The real Cyborg is still in the Hall of Justice trying to find out why the League saw the power station in danger while he didn't. He soon finds the microchip J'onn used to hack the computer, but Sinestro finds and battles Cyborg. Just when it seems like Sinestro gained the upper hand, J'onn arrives and uses his telepathy to control him. J'onn explains how the Legion tricked him and how he tricked the League into turning themselves against the public and that his telepathy was ineffective on inorganic beings, explaining why it didn't work on Cyborg, whose brain was half-machine. J'onn sides with Cyborg and has Sinestro bring back the rest of the League.
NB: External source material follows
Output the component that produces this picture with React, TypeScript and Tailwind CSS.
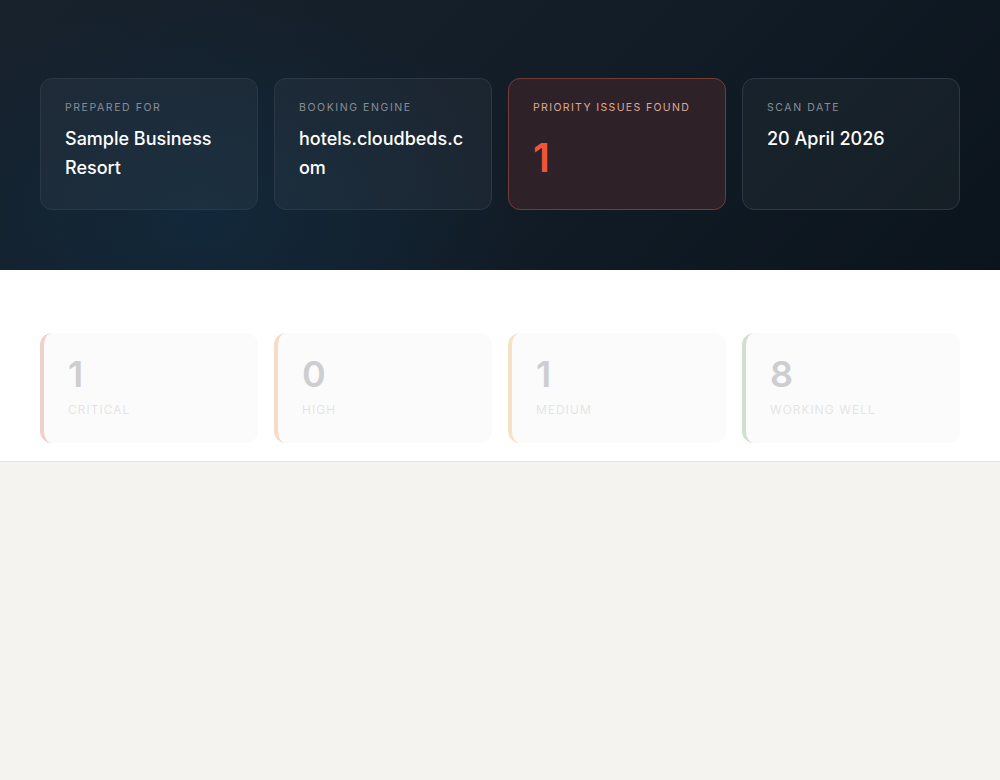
const heroCards = [
  { label: "PREPARED FOR", value: "Sample Business Resort" },
  { label: "BOOKING ENGINE", value: "hotels.cloudbeds.com" },
  { label: "PRIORITY ISSUES FOUND", value: "1", alert: true },
  { label: "SCAN DATE", value: "20 April 2026" },
];

const stats = [
  { count: "1", label: "CRITICAL", edge: "border-l-[#f2cfc8]" },
  { count: "0", label: "HIGH", edge: "border-l-[#f6dcc6]" },
  { count: "1", label: "MEDIUM", edge: "border-l-[#f5e4c3]" },
  { count: "8", label: "WORKING WELL", edge: "border-l-[#cfe0cf]" },
];

export default function App() {
  return (
    <main className="min-h-[780px] bg-[#f4f3ef] font-['Inter',sans-serif]">
      {/* Hero */}
      <section className="h-[270px] px-10 pt-[78px] bg-[radial-gradient(ellipse_320px_220px_at_200px_220px,#12283a_0%,rgba(18,40,58,0)_100%),linear-gradient(135deg,#18222d_0%,#121d28_50%,#0b141c_100%)]">
        <div className="grid grid-cols-4 gap-4">
          {heroCards.map((card) =>
            card.alert ? (
              <div key={card.label} className="h-[132px] rounded-xl border border-[#743c35] bg-[#2e2228] px-6 pt-[21px]">
                <p className="text-[10.5px] leading-4 tracking-[0.13em] text-[#dfa898]">{card.label}</p>
                <p className="mt-[18px] text-[40px] leading-[48px] font-semibold text-[#f0553a]">{card.value}</p>
              </div>
            ) : (
              <div key={card.label} className="h-[132px] rounded-xl border border-[#2c3945] bg-white/[0.04] px-6 pt-[21px]">
                <p className="text-[10.5px] leading-4 tracking-[0.15em] text-[#888e94]">{card.label}</p>
                <p className="mt-[8px] text-[18px] leading-[29px] font-medium text-white break-words">{card.value}</p>
              </div>
            )
          )}
        </div>
      </section>

      {/* Severity counts */}
      <section className="h-[192px] bg-white border-b border-[#e4e3df] px-10 pt-[63px]">
        <div className="grid grid-cols-4 gap-4">
          {stats.map((stat) => (
            <div key={stat.label} className={`h-[110px] rounded-xl border-l-4 bg-[#fbfbfb] pl-6 pt-[21px] ${stat.edge}`}>
              <p className="text-[36px] leading-[40px] font-semibold text-[#cdced1]">{stat.count}</p>
              <p className="mt-[8px] text-[12px] leading-4 tracking-[0.09em] font-light text-[#dfdfe1]">{stat.label}</p>
            </div>
          ))}
        </div>
      </section>
    </main>
  );
}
As the Legion attacks the city, the League split up to battle them. The Legion is defeated and the League are cleared of all charges. J'onn apologizes for deceiving the League, but is quickly forgiven and offered League membership, which he accepts, taking the name Martian Manhunter.

Meanwhile, in prison, Lex tries to get Darkseid to break him out of prison. Darkseid refuses due to Lex's failure. As soon as he hangs up on Lex, Darkseid decides that if he wants to conquer the Earth, he will need help from an otherworldly being.

==Cast==
- Khary Payton as Victor Stone / Cyborg, Cy-Bot
- Troy Baker as Bruce Wayne / Batman
- Dee Bradley Baker as J'onn J'onzz / John Jones / Martian Manhunter, Man-Bat
- John DiMaggio as Lex Luthor, Joker
- Grey Griffin as Diana Prince / Wonder Woman, Lois Lane
- Mark Hamill as Trickster, Sinestro
- Josh Keaton as Hal Jordan / Green Lantern
- Tom Kenny as Penguin
- Nolan North as Kal-El / Clark Kent / Superman
- Kevin Michael Richardson as Captain Cold, Gorilla Grodd, Black Manta
- Cree Summer as Cheetah
- James Arnold Taylor as Barry Allen / Flash, Sam Lane
- Tony Todd as Uxas / Darkseid

== Commercial performance ==
With DVD and Blu-ray sales combined, the film grossed $2.6 million.